• Given task
Set all the material down again unchanged, without the pictures.

• Dataset section
· · · ·

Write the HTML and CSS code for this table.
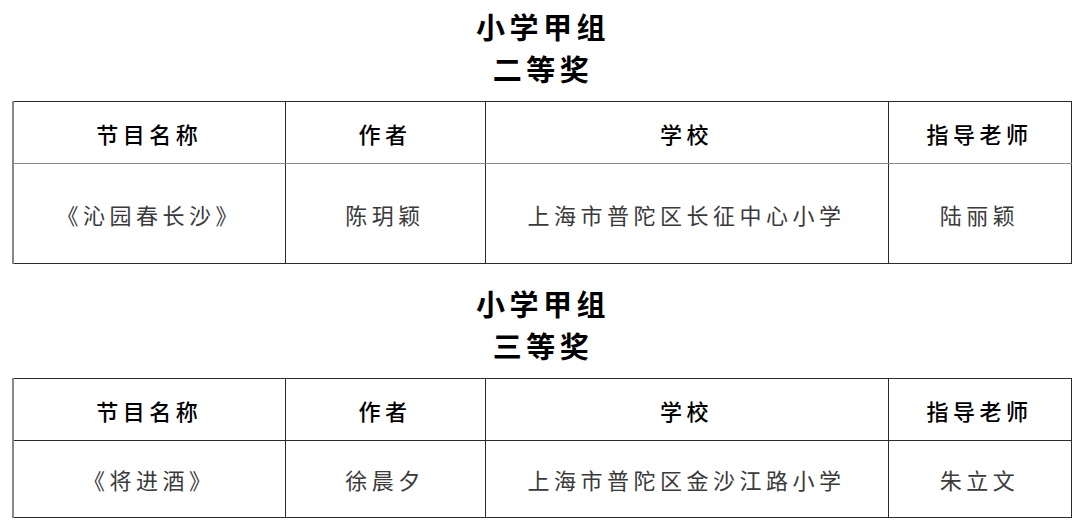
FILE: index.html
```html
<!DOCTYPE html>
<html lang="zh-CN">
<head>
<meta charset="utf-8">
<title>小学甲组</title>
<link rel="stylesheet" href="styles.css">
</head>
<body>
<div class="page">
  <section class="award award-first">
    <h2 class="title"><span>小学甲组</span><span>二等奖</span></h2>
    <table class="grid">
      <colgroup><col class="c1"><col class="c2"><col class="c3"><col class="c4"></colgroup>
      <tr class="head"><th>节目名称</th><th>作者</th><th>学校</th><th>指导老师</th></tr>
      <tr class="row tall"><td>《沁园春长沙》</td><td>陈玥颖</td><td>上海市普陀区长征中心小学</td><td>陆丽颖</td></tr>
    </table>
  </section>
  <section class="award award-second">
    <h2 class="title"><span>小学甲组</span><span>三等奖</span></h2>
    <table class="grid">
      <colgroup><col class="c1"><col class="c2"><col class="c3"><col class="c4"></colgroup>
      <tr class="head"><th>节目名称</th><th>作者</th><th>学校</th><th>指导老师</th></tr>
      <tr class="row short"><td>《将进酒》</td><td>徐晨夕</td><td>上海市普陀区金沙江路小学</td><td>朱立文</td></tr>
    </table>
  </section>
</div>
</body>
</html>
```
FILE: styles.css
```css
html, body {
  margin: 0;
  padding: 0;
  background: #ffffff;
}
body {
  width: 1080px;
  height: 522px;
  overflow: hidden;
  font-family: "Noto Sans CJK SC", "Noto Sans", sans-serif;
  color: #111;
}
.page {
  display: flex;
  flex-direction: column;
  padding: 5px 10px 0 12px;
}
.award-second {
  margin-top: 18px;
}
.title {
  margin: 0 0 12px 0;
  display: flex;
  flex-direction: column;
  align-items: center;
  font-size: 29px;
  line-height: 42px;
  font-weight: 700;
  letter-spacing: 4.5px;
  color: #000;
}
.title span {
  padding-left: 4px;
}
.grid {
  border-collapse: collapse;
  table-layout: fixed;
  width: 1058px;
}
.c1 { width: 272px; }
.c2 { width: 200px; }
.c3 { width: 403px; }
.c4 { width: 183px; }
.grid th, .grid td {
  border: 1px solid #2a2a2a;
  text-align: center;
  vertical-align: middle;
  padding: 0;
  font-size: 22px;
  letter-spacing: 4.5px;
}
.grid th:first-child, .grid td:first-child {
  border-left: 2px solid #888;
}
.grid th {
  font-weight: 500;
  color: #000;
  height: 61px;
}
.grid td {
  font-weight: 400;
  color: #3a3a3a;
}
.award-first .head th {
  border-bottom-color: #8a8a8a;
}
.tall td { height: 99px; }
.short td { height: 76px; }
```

· · · ·

• Worked answer
Write the HTML and CSS code for this table.
FILE: index.html
```html
<!DOCTYPE html>
<html lang="zh-CN">
<head>
<meta charset="utf-8">
<title>小学甲组</title>
<link rel="stylesheet" href="styles.css">
</head>
<body>
<div class="page">
  <section class="award award-first">
    <h2 class="title"><span>小学甲组</span><span>二等奖</span></h2>
    <table class="grid">
      <colgroup><col class="c1"><col class="c2"><col class="c3"><col class="c4"></colgroup>
      <tr class="head"><th>节目名称</th><th>作者</th><th>学校</th><th>指导老师</th></tr>
      <tr class="row tall"><td>《沁园春长沙》</td><td>陈玥颖</td><td>上海市普陀区长征中心小学</td><td>陆丽颖</td></tr>
    </table>
  </section>
  <section class="award award-second">
    <h2 class="title"><span>小学甲组</span><span>三等奖</span></h2>
    <table class="grid">
      <colgroup><col class="c1"><col class="c2"><col class="c3"><col class="c4"></colgroup>
      <tr class="head"><th>节目名称</th><th>作者</th><th>学校</th><th>指导老师</th></tr>
      <tr class="row short"><td>《将进酒》</td><td>徐晨夕</td><td>上海市普陀区金沙江路小学</td><td>朱立文</td></tr>
    </table>
  </section>
</div>
</body>
</html>
```
FILE: styles.css
```css
html, body {
  margin: 0;
  padding: 0;
  background: #ffffff;
}
body {
  width: 1080px;
  height: 522px;
  overflow: hidden;
  font-family: "Noto Sans CJK SC", "Noto Sans", sans-serif;
  color: #111;
}
.page {
  display: flex;
  flex-direction: column;
  padding: 5px 10px 0 12px;
}
.award-second {
  margin-top: 18px;
}
.title {
  margin: 0 0 12px 0;
  display: flex;
  flex-direction: column;
  align-items: center;
  font-size: 29px;
  line-height: 42px;
  font-weight: 700;
  letter-spacing: 4.5px;
  color: #000;
}
.title span {
  padding-left: 4px;
}
.grid {
  border-collapse: collapse;
  table-layout: fixed;
  width: 1058px;
}
.c1 { width: 272px; }
.c2 { width: 200px; }
.c3 { width: 403px; }
.c4 { width: 183px; }
.grid th, .grid td {
  border: 1px solid #2a2a2a;
  text-align: center;
  vertical-align: middle;
  padding: 0;
  font-size: 22px;
  letter-spacing: 4.5px;
}
.grid th:first-child, .grid td:first-child {
  border-left: 2px solid #888;
}
.grid th {
  font-weight: 500;
  color: #000;
  height: 61px;
}
.grid td {
  font-weight: 400;
  color: #3a3a3a;
}
.award-first .head th {
  border-bottom-color: #8a8a8a;
}
.tall td { height: 99px; }
.short td { height: 76px; }
```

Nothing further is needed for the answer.